## Request:
Extract all of the entries and give them again, word for word.
"""
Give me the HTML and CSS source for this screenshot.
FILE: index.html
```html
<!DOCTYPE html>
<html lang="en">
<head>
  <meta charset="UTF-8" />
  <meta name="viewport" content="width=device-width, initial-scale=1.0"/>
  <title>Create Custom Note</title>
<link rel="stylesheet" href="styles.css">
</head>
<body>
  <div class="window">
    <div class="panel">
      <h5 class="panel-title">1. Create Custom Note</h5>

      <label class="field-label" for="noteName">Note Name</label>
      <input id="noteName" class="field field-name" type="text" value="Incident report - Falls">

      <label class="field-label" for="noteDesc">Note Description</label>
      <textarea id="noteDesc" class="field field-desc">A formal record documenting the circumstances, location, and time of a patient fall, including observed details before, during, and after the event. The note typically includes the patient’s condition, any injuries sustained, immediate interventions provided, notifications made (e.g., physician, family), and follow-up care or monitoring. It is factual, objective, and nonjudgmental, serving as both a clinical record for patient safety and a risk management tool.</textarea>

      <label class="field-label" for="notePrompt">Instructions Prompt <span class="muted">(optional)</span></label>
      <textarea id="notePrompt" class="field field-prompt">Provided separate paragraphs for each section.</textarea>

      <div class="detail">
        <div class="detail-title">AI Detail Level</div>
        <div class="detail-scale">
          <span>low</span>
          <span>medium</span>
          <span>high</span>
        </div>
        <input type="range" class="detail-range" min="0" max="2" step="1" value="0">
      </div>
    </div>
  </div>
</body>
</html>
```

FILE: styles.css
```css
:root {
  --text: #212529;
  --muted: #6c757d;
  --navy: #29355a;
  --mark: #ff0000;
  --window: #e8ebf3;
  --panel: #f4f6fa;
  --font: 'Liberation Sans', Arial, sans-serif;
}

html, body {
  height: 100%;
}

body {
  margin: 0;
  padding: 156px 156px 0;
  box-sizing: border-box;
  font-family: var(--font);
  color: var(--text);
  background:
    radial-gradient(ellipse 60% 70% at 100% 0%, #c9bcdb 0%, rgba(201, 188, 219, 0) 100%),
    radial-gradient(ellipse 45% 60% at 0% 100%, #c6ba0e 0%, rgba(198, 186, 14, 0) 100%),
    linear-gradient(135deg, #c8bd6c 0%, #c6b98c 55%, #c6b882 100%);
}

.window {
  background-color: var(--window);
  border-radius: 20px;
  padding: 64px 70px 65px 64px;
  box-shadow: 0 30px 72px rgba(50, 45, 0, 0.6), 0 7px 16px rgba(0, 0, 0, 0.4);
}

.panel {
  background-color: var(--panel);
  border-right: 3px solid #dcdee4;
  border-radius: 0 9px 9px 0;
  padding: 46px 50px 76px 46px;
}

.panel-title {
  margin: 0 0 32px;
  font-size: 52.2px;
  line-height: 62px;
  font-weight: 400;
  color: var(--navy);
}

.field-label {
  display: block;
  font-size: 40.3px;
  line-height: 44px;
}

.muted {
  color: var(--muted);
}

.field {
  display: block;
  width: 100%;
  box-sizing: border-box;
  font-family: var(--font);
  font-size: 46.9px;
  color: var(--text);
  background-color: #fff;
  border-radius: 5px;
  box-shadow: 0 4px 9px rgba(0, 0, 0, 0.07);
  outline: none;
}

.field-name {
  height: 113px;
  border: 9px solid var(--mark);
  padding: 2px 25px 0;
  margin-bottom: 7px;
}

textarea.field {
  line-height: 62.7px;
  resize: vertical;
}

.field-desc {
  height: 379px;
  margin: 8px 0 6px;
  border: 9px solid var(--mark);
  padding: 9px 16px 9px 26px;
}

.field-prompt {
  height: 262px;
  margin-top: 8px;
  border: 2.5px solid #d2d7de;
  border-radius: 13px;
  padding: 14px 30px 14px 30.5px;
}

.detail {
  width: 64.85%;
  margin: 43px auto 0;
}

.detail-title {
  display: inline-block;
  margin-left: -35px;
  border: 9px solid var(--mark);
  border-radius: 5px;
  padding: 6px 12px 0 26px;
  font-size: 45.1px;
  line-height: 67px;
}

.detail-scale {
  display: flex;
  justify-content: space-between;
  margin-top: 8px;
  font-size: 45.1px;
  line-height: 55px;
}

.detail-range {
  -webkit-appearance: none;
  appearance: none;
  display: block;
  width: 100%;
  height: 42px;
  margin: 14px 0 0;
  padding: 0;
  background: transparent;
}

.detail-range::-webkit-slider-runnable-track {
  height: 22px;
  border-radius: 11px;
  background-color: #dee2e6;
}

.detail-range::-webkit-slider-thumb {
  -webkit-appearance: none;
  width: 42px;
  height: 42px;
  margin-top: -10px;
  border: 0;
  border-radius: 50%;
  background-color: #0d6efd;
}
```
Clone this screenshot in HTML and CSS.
"""
## The result:
Give me the HTML and CSS source for this screenshot.
FILE: index.html
```html
<!DOCTYPE html>
<html lang="en">
<head>
  <meta charset="UTF-8" />
  <meta name="viewport" content="width=device-width, initial-scale=1.0"/>
  <title>Create Custom Note</title>
<link rel="stylesheet" href="styles.css">
</head>
<body>
  <div class="window">
    <div class="panel">
      <h5 class="panel-title">1. Create Custom Note</h5>

      <label class="field-label" for="noteName">Note Name</label>
      <input id="noteName" class="field field-name" type="text" value="Incident report - Falls">

      <label class="field-label" for="noteDesc">Note Description</label>
      <textarea id="noteDesc" class="field field-desc">A formal record documenting the circumstances, location, and time of a patient fall, including observed details before, during, and after the event. The note typically includes the patient’s condition, any injuries sustained, immediate interventions provided, notifications made (e.g., physician, family), and follow-up care or monitoring. It is factual, objective, and nonjudgmental, serving as both a clinical record for patient safety and a risk management tool.</textarea>

      <label class="field-label" for="notePrompt">Instructions Prompt <span class="muted">(optional)</span></label>
      <textarea id="notePrompt" class="field field-prompt">Provided separate paragraphs for each section.</textarea>

      <div class="detail">
        <div class="detail-title">AI Detail Level</div>
        <div class="detail-scale">
          <span>low</span>
          <span>medium</span>
          <span>high</span>
        </div>
        <input type="range" class="detail-range" min="0" max="2" step="1" value="0">
      </div>
    </div>
  </div>
</body>
</html>
```

FILE: styles.css
```css
:root {
  --text: #212529;
  --muted: #6c757d;
  --navy: #29355a;
  --mark: #ff0000;
  --window: #e8ebf3;
  --panel: #f4f6fa;
  --font: 'Liberation Sans', Arial, sans-serif;
}

html, body {
  height: 100%;
}

body {
  margin: 0;
  padding: 156px 156px 0;
  box-sizing: border-box;
  font-family: var(--font);
  color: var(--text);
  background:
    radial-gradient(ellipse 60% 70% at 100% 0%, #c9bcdb 0%, rgba(201, 188, 219, 0) 100%),
    radial-gradient(ellipse 45% 60% at 0% 100%, #c6ba0e 0%, rgba(198, 186, 14, 0) 100%),
    linear-gradient(135deg, #c8bd6c 0%, #c6b98c 55%, #c6b882 100%);
}

.window {
  background-color: var(--window);
  border-radius: 20px;
  padding: 64px 70px 65px 64px;
  box-shadow: 0 30px 72px rgba(50, 45, 0, 0.6), 0 7px 16px rgba(0, 0, 0, 0.4);
}

.panel {
  background-color: var(--panel);
  border-right: 3px solid #dcdee4;
  border-radius: 0 9px 9px 0;
  padding: 46px 50px 76px 46px;
}

.panel-title {
  margin: 0 0 32px;
  font-size: 52.2px;
  line-height: 62px;
  font-weight: 400;
  color: var(--navy);
}

.field-label {
  display: block;
  font-size: 40.3px;
  line-height: 44px;
}

.muted {
  color: var(--muted);
}

.field {
  display: block;
  width: 100%;
  box-sizing: border-box;
  font-family: var(--font);
  font-size: 46.9px;
  color: var(--text);
  background-color: #fff;
  border-radius: 5px;
  box-shadow: 0 4px 9px rgba(0, 0, 0, 0.07);
  outline: none;
}

.field-name {
  height: 113px;
  border: 9px solid var(--mark);
  padding: 2px 25px 0;
  margin-bottom: 7px;
}

textarea.field {
  line-height: 62.7px;
  resize: vertical;
}

.field-desc {
  height: 379px;
  margin: 8px 0 6px;
  border: 9px solid var(--mark);
  padding: 9px 16px 9px 26px;
}

.field-prompt {
  height: 262px;
  margin-top: 8px;
  border: 2.5px solid #d2d7de;
  border-radius: 13px;
  padding: 14px 30px 14px 30.5px;
}

.detail {
  width: 64.85%;
  margin: 43px auto 0;
}

.detail-title {
  display: inline-block;
  margin-left: -35px;
  border: 9px solid var(--mark);
  border-radius: 5px;
  padding: 6px 12px 0 26px;
  font-size: 45.1px;
  line-height: 67px;
}

.detail-scale {
  display: flex;
  justify-content: space-between;
  margin-top: 8px;
  font-size: 45.1px;
  line-height: 55px;
}

.detail-range {
  -webkit-appearance: none;
  appearance: none;
  display: block;
  width: 100%;
  height: 42px;
  margin: 14px 0 0;
  padding: 0;
  background: transparent;
}

.detail-range::-webkit-slider-runnable-track {
  height: 22px;
  border-radius: 11px;
  background-color: #dee2e6;
}

.detail-range::-webkit-slider-thumb {
  -webkit-appearance: none;
  width: 42px;
  height: 42px;
  margin-top: -10px;
  border: 0;
  border-radius: 50%;
  background-color: #0d6efd;
}
```
Clone this screenshot in HTML and CSS.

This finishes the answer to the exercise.